Your preview build is flickering. Metric charts are half-empty. Logs whisper warnings you can’t trace. Somewhere between your GitPod workspace and SignalFx dashboard, the signal got lost. Let’s fix that.
GitPod spins up disposable dev environments fast enough to make coffee jealous. SignalFx (now part of Splunk Observability Cloud) turns live data into insights on system health and performance. Together, they let teams trace commits to runtime metrics in real time. The trick is wiring identity, permissions, and telemetry so your dashboards know exactly which workspace is speaking.
When you connect GitPod SignalFx, you’re extending observability into the dev layer. Each workspace should authenticate, ship traces, and tag sessions with contextual metadata. That connection creates a living map of performance from code to container.

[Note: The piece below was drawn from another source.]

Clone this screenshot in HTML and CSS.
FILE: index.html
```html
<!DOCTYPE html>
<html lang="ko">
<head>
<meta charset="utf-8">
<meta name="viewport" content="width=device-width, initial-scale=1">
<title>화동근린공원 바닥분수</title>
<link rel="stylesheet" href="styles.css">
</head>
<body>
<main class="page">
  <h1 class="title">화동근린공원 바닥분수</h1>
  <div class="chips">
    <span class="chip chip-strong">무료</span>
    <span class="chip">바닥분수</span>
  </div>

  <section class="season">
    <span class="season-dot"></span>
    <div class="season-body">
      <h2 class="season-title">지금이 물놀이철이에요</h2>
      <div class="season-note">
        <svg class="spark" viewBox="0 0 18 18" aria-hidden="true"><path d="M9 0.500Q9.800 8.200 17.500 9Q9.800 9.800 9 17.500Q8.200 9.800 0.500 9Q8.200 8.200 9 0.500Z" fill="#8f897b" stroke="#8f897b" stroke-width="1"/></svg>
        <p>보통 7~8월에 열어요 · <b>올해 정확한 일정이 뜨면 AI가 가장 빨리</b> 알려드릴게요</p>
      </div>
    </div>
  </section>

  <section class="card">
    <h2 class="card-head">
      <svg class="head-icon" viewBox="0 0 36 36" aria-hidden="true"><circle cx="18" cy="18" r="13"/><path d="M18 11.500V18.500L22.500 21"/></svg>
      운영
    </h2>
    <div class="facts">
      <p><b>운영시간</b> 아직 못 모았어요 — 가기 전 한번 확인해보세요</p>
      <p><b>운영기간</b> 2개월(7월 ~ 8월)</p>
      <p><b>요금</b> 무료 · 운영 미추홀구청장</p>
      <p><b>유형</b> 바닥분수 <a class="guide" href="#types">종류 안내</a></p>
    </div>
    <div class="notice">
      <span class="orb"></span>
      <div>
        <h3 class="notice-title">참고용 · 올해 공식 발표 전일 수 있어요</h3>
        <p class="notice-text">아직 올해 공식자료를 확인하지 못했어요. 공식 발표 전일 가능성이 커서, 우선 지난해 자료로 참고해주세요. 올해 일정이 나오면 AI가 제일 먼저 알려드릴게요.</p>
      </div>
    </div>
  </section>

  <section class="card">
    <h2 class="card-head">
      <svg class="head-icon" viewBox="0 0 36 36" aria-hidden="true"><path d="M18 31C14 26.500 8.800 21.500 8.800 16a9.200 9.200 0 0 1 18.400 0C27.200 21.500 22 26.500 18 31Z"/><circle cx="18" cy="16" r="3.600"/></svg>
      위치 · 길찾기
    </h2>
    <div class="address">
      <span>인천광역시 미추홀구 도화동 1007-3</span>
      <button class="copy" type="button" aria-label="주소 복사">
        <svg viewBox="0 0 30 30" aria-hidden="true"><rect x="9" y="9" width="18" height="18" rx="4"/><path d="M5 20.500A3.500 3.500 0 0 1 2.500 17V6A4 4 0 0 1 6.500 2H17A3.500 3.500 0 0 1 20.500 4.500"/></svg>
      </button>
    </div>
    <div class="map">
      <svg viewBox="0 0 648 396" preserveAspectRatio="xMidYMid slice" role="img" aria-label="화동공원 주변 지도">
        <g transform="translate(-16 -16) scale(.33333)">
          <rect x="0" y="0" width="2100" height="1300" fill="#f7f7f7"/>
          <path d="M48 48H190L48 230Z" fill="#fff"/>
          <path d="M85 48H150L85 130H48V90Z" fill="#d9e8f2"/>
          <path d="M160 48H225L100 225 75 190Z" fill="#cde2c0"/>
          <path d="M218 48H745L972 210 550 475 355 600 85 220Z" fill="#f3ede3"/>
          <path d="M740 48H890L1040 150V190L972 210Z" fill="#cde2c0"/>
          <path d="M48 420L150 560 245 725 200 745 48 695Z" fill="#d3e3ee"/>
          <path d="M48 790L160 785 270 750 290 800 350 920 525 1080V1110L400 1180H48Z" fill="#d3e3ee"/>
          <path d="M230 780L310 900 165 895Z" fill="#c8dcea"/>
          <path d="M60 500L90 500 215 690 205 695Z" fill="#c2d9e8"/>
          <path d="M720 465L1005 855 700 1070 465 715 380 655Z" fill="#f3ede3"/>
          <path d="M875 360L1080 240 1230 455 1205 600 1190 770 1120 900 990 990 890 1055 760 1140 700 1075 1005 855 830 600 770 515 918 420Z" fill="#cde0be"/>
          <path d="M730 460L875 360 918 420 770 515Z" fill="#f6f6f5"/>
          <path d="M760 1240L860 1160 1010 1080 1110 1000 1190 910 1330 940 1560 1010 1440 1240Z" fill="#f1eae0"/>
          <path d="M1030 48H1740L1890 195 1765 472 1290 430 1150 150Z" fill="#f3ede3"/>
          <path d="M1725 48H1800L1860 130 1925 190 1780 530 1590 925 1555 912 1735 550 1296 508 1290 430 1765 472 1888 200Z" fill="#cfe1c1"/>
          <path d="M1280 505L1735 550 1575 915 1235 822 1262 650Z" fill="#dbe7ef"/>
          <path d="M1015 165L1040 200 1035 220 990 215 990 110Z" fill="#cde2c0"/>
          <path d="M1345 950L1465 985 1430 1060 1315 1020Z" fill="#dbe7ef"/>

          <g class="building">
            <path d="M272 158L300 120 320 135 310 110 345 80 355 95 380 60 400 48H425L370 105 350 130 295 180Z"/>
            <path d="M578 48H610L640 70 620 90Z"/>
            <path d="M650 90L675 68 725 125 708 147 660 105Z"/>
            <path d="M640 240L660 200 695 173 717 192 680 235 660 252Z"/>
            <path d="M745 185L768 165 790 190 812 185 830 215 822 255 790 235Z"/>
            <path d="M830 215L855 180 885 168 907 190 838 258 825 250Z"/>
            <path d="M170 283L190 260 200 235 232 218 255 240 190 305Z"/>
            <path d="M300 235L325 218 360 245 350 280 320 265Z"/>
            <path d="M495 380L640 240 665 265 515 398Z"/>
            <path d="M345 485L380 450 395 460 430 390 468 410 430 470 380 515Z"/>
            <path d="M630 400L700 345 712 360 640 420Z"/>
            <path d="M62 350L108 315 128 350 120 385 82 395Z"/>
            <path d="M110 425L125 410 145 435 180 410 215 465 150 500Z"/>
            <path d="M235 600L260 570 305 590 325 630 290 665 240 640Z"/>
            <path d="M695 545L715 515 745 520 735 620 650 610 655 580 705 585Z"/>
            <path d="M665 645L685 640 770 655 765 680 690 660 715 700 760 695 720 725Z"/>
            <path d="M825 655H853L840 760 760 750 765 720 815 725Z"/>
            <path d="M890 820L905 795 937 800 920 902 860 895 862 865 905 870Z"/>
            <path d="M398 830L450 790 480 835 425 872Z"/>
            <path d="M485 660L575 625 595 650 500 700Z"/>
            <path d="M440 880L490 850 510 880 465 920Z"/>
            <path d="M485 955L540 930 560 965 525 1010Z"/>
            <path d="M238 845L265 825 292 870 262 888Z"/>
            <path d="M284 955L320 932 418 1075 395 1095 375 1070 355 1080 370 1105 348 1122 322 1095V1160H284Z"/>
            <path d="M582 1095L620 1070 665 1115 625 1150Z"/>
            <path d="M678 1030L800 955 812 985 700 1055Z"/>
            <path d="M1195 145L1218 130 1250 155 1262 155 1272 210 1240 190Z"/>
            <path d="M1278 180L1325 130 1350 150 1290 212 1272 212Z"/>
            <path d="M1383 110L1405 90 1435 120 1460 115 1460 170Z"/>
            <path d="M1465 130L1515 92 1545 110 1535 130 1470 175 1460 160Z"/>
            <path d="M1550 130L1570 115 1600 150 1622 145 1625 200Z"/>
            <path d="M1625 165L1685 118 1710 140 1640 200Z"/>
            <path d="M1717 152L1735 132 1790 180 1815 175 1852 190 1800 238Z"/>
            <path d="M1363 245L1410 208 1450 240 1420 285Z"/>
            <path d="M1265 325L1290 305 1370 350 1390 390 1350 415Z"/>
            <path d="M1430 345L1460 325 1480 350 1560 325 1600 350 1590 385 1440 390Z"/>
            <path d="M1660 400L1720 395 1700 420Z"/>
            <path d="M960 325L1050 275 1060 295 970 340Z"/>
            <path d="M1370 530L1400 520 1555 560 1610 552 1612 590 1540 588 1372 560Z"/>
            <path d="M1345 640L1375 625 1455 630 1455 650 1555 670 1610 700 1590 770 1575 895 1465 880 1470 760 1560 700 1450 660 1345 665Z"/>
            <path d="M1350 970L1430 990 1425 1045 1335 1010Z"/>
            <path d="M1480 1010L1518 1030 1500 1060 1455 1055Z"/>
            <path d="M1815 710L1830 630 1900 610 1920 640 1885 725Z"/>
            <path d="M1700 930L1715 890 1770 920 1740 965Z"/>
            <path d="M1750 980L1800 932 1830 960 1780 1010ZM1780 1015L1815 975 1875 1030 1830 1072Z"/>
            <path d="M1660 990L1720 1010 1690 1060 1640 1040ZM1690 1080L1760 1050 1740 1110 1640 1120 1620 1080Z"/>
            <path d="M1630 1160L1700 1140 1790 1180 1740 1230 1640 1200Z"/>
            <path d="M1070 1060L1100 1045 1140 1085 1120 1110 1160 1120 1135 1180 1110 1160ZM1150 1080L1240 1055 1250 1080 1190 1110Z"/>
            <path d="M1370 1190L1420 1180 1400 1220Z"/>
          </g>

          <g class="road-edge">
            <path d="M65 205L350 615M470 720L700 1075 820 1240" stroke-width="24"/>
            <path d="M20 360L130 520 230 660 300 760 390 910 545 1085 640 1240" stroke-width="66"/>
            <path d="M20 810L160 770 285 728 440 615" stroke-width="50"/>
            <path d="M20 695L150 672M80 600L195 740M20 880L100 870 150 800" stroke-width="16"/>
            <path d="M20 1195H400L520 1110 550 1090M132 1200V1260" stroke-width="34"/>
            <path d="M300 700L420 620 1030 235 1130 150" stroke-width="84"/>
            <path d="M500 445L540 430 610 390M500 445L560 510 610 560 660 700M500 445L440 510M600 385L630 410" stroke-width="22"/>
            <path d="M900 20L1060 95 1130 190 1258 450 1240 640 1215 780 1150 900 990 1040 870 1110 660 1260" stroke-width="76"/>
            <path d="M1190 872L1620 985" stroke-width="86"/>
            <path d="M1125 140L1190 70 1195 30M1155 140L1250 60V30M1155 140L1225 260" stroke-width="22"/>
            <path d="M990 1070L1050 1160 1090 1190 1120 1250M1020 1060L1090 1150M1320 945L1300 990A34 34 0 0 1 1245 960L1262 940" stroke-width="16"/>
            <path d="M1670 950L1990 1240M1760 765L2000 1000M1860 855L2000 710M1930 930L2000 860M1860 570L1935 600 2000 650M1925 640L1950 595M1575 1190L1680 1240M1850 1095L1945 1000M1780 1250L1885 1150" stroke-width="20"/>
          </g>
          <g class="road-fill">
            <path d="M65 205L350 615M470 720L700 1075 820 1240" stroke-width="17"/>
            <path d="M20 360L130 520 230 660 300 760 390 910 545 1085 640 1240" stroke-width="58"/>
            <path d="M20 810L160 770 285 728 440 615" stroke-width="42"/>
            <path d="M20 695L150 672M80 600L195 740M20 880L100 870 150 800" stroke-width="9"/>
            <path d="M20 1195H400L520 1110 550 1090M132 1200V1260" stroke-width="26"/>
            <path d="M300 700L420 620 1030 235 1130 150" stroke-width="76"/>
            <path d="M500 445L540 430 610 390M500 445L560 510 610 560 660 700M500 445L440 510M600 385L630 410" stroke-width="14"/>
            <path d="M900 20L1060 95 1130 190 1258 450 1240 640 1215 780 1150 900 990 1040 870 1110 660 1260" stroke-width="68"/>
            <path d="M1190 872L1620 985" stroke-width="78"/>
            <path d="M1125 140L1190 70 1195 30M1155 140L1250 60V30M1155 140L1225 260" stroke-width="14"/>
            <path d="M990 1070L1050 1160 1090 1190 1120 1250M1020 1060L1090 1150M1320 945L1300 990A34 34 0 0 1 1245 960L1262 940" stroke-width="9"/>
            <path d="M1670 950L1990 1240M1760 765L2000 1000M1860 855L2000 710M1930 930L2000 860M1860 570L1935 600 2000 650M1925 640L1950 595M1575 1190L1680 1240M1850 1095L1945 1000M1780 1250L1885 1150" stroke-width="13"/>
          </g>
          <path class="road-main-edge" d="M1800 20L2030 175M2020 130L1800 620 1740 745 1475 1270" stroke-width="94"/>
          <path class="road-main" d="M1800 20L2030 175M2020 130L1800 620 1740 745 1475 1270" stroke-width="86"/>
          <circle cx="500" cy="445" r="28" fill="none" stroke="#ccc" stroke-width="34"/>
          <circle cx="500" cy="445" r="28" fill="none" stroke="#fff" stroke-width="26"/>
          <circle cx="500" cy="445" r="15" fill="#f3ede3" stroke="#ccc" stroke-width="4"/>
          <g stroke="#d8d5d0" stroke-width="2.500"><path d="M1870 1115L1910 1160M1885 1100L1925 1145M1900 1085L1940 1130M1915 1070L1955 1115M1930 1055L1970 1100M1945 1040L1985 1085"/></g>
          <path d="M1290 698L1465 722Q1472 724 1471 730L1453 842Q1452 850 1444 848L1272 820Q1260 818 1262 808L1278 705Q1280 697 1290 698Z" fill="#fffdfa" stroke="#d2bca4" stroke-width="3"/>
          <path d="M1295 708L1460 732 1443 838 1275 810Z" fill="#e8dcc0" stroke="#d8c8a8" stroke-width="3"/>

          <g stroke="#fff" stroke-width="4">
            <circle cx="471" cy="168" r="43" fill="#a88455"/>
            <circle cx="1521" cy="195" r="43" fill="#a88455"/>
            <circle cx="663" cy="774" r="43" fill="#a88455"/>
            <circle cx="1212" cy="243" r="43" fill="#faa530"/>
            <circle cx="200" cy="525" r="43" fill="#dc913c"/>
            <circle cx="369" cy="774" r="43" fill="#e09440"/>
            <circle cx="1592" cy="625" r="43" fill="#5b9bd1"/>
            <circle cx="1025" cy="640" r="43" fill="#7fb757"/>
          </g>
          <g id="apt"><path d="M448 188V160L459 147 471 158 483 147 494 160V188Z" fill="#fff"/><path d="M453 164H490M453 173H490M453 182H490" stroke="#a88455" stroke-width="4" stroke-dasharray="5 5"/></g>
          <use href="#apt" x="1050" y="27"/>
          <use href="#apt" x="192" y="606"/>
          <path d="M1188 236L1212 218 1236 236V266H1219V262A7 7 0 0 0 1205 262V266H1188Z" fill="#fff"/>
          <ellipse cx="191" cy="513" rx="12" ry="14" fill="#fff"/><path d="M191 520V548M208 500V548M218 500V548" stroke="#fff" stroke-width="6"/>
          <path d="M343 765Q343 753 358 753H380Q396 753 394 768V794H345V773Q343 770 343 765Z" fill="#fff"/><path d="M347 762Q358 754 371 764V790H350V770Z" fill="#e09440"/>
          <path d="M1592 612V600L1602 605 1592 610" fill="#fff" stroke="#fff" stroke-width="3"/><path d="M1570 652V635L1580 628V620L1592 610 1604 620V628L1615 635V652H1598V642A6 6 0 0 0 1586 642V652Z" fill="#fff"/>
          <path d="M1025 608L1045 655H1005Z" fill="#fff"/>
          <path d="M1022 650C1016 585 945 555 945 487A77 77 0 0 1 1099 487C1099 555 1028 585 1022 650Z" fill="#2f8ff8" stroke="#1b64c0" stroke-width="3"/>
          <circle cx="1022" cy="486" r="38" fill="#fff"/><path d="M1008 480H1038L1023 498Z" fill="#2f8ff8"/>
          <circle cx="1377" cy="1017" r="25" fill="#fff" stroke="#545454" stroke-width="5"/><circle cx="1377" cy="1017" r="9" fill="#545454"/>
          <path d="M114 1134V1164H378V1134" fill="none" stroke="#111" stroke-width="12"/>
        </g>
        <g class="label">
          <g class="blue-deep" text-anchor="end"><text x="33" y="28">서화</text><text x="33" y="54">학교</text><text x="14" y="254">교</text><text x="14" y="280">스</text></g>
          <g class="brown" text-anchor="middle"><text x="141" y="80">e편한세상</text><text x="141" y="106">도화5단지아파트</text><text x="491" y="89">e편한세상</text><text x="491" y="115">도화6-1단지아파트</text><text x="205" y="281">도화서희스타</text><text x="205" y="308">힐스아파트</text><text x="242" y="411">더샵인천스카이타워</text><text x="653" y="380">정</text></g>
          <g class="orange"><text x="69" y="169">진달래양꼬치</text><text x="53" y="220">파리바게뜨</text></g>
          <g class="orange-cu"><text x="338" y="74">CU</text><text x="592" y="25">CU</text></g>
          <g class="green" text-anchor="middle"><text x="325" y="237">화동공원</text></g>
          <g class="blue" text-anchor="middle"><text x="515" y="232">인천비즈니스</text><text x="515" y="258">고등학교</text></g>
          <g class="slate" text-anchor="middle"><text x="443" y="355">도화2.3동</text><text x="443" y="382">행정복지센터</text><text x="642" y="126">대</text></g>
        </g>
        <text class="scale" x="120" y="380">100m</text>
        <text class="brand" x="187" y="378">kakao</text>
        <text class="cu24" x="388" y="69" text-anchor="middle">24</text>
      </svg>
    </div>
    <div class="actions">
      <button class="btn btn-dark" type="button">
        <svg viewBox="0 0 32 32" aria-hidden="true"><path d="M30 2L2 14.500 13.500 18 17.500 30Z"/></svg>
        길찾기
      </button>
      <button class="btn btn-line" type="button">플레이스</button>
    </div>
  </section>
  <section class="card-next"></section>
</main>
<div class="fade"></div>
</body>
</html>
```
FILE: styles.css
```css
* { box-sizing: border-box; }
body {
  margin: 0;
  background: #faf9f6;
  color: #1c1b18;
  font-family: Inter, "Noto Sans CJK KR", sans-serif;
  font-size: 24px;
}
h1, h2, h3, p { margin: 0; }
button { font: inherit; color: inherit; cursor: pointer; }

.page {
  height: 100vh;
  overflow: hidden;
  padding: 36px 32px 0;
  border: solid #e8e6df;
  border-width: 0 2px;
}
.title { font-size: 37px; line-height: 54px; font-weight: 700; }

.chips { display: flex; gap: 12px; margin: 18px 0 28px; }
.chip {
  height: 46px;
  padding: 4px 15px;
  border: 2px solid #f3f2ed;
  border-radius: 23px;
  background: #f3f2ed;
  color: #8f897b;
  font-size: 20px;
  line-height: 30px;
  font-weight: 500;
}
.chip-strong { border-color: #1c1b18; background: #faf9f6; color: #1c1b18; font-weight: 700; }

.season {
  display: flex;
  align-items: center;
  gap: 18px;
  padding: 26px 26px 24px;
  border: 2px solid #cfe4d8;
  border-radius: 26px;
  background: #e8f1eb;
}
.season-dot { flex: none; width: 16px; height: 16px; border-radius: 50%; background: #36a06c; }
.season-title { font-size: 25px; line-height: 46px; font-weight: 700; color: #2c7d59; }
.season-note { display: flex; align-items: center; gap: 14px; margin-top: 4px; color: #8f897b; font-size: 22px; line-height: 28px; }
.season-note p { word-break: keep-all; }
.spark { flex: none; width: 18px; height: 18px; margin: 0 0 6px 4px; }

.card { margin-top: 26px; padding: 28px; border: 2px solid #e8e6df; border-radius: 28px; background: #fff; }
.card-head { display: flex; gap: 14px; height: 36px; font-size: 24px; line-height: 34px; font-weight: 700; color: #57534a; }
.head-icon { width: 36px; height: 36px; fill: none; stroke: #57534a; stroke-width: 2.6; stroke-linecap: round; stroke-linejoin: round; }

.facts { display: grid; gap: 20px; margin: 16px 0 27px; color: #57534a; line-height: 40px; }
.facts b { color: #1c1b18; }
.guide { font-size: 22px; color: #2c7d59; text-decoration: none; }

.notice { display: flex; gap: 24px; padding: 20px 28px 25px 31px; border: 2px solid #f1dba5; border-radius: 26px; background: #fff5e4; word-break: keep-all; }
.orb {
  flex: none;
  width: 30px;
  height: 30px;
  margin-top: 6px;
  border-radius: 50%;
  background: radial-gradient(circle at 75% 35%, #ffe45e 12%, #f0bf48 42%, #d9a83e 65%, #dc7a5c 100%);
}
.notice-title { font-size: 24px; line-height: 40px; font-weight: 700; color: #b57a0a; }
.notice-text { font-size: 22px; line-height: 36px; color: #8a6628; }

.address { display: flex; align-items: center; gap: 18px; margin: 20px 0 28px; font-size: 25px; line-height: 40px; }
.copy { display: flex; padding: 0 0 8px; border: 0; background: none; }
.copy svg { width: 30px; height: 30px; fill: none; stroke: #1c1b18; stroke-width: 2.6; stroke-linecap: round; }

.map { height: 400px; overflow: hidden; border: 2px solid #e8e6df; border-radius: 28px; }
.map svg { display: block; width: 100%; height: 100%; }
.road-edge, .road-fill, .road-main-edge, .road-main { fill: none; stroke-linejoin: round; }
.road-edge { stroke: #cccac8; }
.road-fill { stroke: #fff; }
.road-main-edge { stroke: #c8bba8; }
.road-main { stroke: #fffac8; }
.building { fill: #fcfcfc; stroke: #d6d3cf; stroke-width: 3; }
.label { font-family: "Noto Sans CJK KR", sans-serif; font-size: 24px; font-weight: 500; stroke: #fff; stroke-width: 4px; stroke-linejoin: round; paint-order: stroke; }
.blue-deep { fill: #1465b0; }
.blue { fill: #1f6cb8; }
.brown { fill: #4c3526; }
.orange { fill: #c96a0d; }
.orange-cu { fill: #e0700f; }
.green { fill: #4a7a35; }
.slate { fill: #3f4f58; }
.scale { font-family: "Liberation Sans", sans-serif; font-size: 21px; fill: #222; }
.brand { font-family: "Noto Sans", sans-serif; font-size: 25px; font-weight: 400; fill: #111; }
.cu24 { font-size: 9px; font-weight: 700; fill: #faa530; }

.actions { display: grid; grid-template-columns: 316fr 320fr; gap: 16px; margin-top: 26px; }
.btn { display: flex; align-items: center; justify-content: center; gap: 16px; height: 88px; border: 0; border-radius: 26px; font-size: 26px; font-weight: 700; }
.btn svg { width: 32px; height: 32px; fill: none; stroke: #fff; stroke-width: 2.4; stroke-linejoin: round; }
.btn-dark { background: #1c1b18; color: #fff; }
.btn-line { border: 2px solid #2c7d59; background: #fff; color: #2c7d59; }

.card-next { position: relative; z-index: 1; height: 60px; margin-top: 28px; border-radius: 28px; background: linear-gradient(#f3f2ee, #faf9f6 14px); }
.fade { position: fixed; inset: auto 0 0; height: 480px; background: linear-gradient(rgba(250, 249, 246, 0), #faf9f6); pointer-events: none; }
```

Here is how it works in practice. GitPod spawns an ephemeral container using the same image you’d deploy in prod. A small agent, often configured through an API key stored in your workspace variables, sends metrics to SignalFx. That key should never live in plain text. Rotate it frequently and scope it to the least necessary privilege. SignalFx reads those metrics, associates them with the GitPod workspace ID, and exposes latency or error spikes before your code ever hits staging.
If things break, they usually break on identity. Developers forget to map OIDC tokens or let stale credentials hang around. Clean this up by integrating your identity provider. Whether you use Okta or AWS IAM, federated mapping makes observability data trustworthy because every metric ties to a verified session.